*Your goal:*
Give the data below again exactly as written, without its pictures.
· · · · · · ·
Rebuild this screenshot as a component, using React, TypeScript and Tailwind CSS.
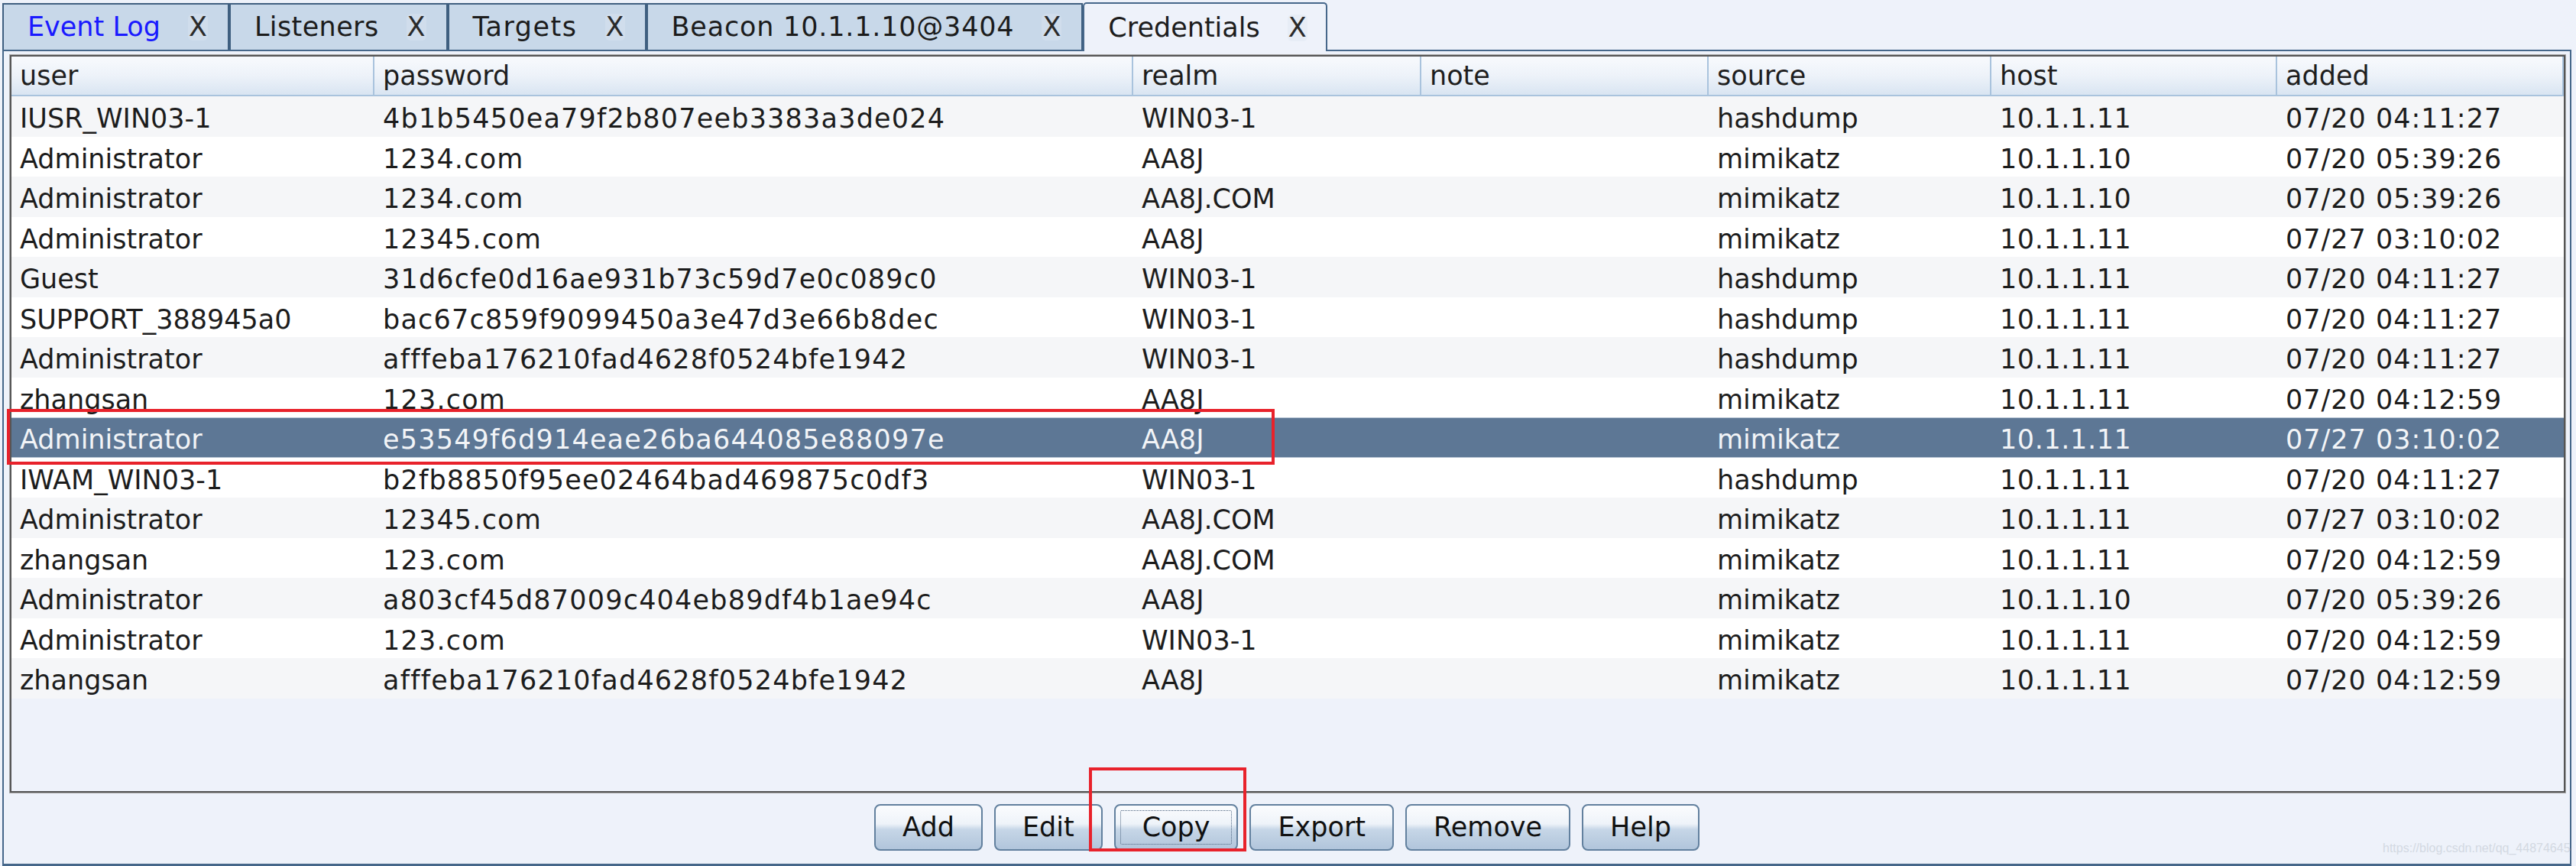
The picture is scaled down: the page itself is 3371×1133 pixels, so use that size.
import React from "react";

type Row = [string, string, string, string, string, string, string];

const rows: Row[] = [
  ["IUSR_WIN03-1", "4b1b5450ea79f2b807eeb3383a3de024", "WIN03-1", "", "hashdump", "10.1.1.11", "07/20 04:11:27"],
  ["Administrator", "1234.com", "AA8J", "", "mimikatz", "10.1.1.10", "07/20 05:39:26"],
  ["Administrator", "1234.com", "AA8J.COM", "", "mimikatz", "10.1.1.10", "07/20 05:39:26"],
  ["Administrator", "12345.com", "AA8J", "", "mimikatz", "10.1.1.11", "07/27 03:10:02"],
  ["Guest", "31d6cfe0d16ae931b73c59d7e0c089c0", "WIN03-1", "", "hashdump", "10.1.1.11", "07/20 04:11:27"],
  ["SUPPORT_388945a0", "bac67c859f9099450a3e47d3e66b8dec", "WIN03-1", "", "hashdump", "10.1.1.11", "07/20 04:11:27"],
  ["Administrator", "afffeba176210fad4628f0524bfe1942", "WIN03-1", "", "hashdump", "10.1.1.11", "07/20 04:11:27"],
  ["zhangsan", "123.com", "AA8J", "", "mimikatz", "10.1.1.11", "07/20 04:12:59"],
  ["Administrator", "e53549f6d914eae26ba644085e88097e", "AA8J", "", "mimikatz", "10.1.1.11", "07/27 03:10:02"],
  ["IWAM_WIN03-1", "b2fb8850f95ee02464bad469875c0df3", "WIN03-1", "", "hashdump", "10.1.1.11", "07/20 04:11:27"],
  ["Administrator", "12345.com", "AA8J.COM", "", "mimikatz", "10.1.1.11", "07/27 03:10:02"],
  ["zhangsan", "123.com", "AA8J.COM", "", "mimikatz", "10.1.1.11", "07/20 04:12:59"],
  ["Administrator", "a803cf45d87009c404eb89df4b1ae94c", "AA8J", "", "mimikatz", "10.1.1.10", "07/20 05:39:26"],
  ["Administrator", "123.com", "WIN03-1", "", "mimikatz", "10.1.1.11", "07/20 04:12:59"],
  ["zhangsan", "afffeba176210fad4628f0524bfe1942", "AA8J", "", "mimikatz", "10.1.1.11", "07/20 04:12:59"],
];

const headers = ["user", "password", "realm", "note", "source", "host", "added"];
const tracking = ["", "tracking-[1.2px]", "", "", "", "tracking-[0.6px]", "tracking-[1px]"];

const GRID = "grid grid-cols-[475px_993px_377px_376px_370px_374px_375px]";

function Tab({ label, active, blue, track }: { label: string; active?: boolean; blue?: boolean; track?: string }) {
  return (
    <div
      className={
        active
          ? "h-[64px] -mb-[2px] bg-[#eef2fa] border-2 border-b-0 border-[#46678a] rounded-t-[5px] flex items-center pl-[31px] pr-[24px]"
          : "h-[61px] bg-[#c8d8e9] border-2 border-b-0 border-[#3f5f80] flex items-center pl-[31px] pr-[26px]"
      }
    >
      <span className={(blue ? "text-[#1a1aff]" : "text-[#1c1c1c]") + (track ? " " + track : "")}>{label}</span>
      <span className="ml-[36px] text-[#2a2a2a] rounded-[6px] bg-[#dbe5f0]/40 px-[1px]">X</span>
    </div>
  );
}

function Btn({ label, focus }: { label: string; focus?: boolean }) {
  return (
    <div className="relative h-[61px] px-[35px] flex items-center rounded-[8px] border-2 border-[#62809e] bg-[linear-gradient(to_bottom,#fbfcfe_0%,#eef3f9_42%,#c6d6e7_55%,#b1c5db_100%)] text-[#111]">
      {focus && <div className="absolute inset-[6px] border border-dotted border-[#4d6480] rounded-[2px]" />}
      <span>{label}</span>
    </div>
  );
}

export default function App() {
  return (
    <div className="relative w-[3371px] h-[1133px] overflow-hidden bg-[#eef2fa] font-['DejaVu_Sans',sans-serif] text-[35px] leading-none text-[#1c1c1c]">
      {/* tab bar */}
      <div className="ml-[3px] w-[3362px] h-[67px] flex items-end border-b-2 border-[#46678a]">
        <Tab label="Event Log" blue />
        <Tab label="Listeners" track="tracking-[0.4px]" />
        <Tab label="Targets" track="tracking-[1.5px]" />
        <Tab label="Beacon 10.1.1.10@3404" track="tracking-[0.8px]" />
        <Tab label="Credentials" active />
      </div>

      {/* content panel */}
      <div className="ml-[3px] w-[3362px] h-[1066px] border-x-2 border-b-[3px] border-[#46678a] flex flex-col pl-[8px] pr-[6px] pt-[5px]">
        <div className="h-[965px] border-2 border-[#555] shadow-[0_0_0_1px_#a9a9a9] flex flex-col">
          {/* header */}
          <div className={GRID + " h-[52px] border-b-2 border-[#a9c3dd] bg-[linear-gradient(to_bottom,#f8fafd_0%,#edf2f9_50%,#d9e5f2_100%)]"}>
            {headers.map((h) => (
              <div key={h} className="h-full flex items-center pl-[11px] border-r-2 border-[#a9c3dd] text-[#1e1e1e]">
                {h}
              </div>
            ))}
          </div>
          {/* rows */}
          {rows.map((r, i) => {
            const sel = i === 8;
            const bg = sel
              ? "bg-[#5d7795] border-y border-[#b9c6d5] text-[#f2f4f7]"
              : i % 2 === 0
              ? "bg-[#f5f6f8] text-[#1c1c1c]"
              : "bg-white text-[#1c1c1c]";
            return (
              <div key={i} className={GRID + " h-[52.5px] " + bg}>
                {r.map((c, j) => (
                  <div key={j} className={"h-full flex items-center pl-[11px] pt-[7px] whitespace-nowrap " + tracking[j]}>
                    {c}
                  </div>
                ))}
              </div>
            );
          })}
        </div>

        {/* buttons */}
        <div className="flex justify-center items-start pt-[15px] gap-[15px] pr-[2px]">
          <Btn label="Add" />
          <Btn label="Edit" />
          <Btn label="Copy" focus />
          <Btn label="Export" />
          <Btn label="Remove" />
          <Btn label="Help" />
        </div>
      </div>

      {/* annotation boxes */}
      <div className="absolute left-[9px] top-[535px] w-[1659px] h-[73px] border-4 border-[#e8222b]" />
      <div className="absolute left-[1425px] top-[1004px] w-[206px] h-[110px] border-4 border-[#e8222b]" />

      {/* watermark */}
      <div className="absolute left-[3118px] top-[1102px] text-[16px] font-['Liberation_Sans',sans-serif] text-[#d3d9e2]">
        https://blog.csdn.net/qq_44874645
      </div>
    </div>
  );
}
· · · · · · ·
*Expected answer:*
Rebuild this screenshot as a component, using React, TypeScript and Tailwind CSS.
The picture is scaled down: the page itself is 3371×1133 pixels, so use that size.
import React from "react";

type Row = [string, string, string, string, string, string, string];

const rows: Row[] = [
  ["IUSR_WIN03-1", "4b1b5450ea79f2b807eeb3383a3de024", "WIN03-1", "", "hashdump", "10.1.1.11", "07/20 04:11:27"],
  ["Administrator", "1234.com", "AA8J", "", "mimikatz", "10.1.1.10", "07/20 05:39:26"],
  ["Administrator", "1234.com", "AA8J.COM", "", "mimikatz", "10.1.1.10", "07/20 05:39:26"],
  ["Administrator", "12345.com", "AA8J", "", "mimikatz", "10.1.1.11", "07/27 03:10:02"],
  ["Guest", "31d6cfe0d16ae931b73c59d7e0c089c0", "WIN03-1", "", "hashdump", "10.1.1.11", "07/20 04:11:27"],
  ["SUPPORT_388945a0", "bac67c859f9099450a3e47d3e66b8dec", "WIN03-1", "", "hashdump", "10.1.1.11", "07/20 04:11:27"],
  ["Administrator", "afffeba176210fad4628f0524bfe1942", "WIN03-1", "", "hashdump", "10.1.1.11", "07/20 04:11:27"],
  ["zhangsan", "123.com", "AA8J", "", "mimikatz", "10.1.1.11", "07/20 04:12:59"],
  ["Administrator", "e53549f6d914eae26ba644085e88097e", "AA8J", "", "mimikatz", "10.1.1.11", "07/27 03:10:02"],
  ["IWAM_WIN03-1", "b2fb8850f95ee02464bad469875c0df3", "WIN03-1", "", "hashdump", "10.1.1.11", "07/20 04:11:27"],
  ["Administrator", "12345.com", "AA8J.COM", "", "mimikatz", "10.1.1.11", "07/27 03:10:02"],
  ["zhangsan", "123.com", "AA8J.COM", "", "mimikatz", "10.1.1.11", "07/20 04:12:59"],
  ["Administrator", "a803cf45d87009c404eb89df4b1ae94c", "AA8J", "", "mimikatz", "10.1.1.10", "07/20 05:39:26"],
  ["Administrator", "123.com", "WIN03-1", "", "mimikatz", "10.1.1.11", "07/20 04:12:59"],
  ["zhangsan", "afffeba176210fad4628f0524bfe1942", "AA8J", "", "mimikatz", "10.1.1.11", "07/20 04:12:59"],
];

const headers = ["user", "password", "realm", "note", "source", "host", "added"];
const tracking = ["", "tracking-[1.2px]", "", "", "", "tracking-[0.6px]", "tracking-[1px]"];

const GRID = "grid grid-cols-[475px_993px_377px_376px_370px_374px_375px]";

function Tab({ label, active, blue, track }: { label: string; active?: boolean; blue?: boolean; track?: string }) {
  return (
    <div
      className={
        active
          ? "h-[64px] -mb-[2px] bg-[#eef2fa] border-2 border-b-0 border-[#46678a] rounded-t-[5px] flex items-center pl-[31px] pr-[24px]"
          : "h-[61px] bg-[#c8d8e9] border-2 border-b-0 border-[#3f5f80] flex items-center pl-[31px] pr-[26px]"
      }
    >
      <span className={(blue ? "text-[#1a1aff]" : "text-[#1c1c1c]") + (track ? " " + track : "")}>{label}</span>
      <span className="ml-[36px] text-[#2a2a2a] rounded-[6px] bg-[#dbe5f0]/40 px-[1px]">X</span>
    </div>
  );
}

function Btn({ label, focus }: { label: string; focus?: boolean }) {
  return (
    <div className="relative h-[61px] px-[35px] flex items-center rounded-[8px] border-2 border-[#62809e] bg-[linear-gradient(to_bottom,#fbfcfe_0%,#eef3f9_42%,#c6d6e7_55%,#b1c5db_100%)] text-[#111]">
      {focus && <div className="absolute inset-[6px] border border-dotted border-[#4d6480] rounded-[2px]" />}
      <span>{label}</span>
    </div>
  );
}

export default function App() {
  return (
    <div className="relative w-[3371px] h-[1133px] overflow-hidden bg-[#eef2fa] font-['DejaVu_Sans',sans-serif] text-[35px] leading-none text-[#1c1c1c]">
      {/* tab bar */}
      <div className="ml-[3px] w-[3362px] h-[67px] flex items-end border-b-2 border-[#46678a]">
        <Tab label="Event Log" blue />
        <Tab label="Listeners" track="tracking-[0.4px]" />
        <Tab label="Targets" track="tracking-[1.5px]" />
        <Tab label="Beacon 10.1.1.10@3404" track="tracking-[0.8px]" />
        <Tab label="Credentials" active />
      </div>

      {/* content panel */}
      <div className="ml-[3px] w-[3362px] h-[1066px] border-x-2 border-b-[3px] border-[#46678a] flex flex-col pl-[8px] pr-[6px] pt-[5px]">
        <div className="h-[965px] border-2 border-[#555] shadow-[0_0_0_1px_#a9a9a9] flex flex-col">
          {/* header */}
          <div className={GRID + " h-[52px] border-b-2 border-[#a9c3dd] bg-[linear-gradient(to_bottom,#f8fafd_0%,#edf2f9_50%,#d9e5f2_100%)]"}>
            {headers.map((h) => (
              <div key={h} className="h-full flex items-center pl-[11px] border-r-2 border-[#a9c3dd] text-[#1e1e1e]">
                {h}
              </div>
            ))}
          </div>
          {/* rows */}
          {rows.map((r, i) => {
            const sel = i === 8;
            const bg = sel
              ? "bg-[#5d7795] border-y border-[#b9c6d5] text-[#f2f4f7]"
              : i % 2 === 0
              ? "bg-[#f5f6f8] text-[#1c1c1c]"
              : "bg-white text-[#1c1c1c]";
            return (
              <div key={i} className={GRID + " h-[52.5px] " + bg}>
                {r.map((c, j) => (
                  <div key={j} className={"h-full flex items-center pl-[11px] pt-[7px] whitespace-nowrap " + tracking[j]}>
                    {c}
                  </div>
                ))}
              </div>
            );
          })}
        </div>

        {/* buttons */}
        <div className="flex justify-center items-start pt-[15px] gap-[15px] pr-[2px]">
          <Btn label="Add" />
          <Btn label="Edit" />
          <Btn label="Copy" focus />
          <Btn label="Export" />
          <Btn label="Remove" />
          <Btn label="Help" />
        </div>
      </div>

      {/* annotation boxes */}
      <div className="absolute left-[9px] top-[535px] w-[1659px] h-[73px] border-4 border-[#e8222b]" />
      <div className="absolute left-[1425px] top-[1004px] w-[206px] h-[110px] border-4 border-[#e8222b]" />

      {/* watermark */}
      <div className="absolute left-[3118px] top-[1102px] text-[16px] font-['Liberation_Sans',sans-serif] text-[#d3d9e2]">
        https://blog.csdn.net/qq_44874645
      </div>
    </div>
  );
}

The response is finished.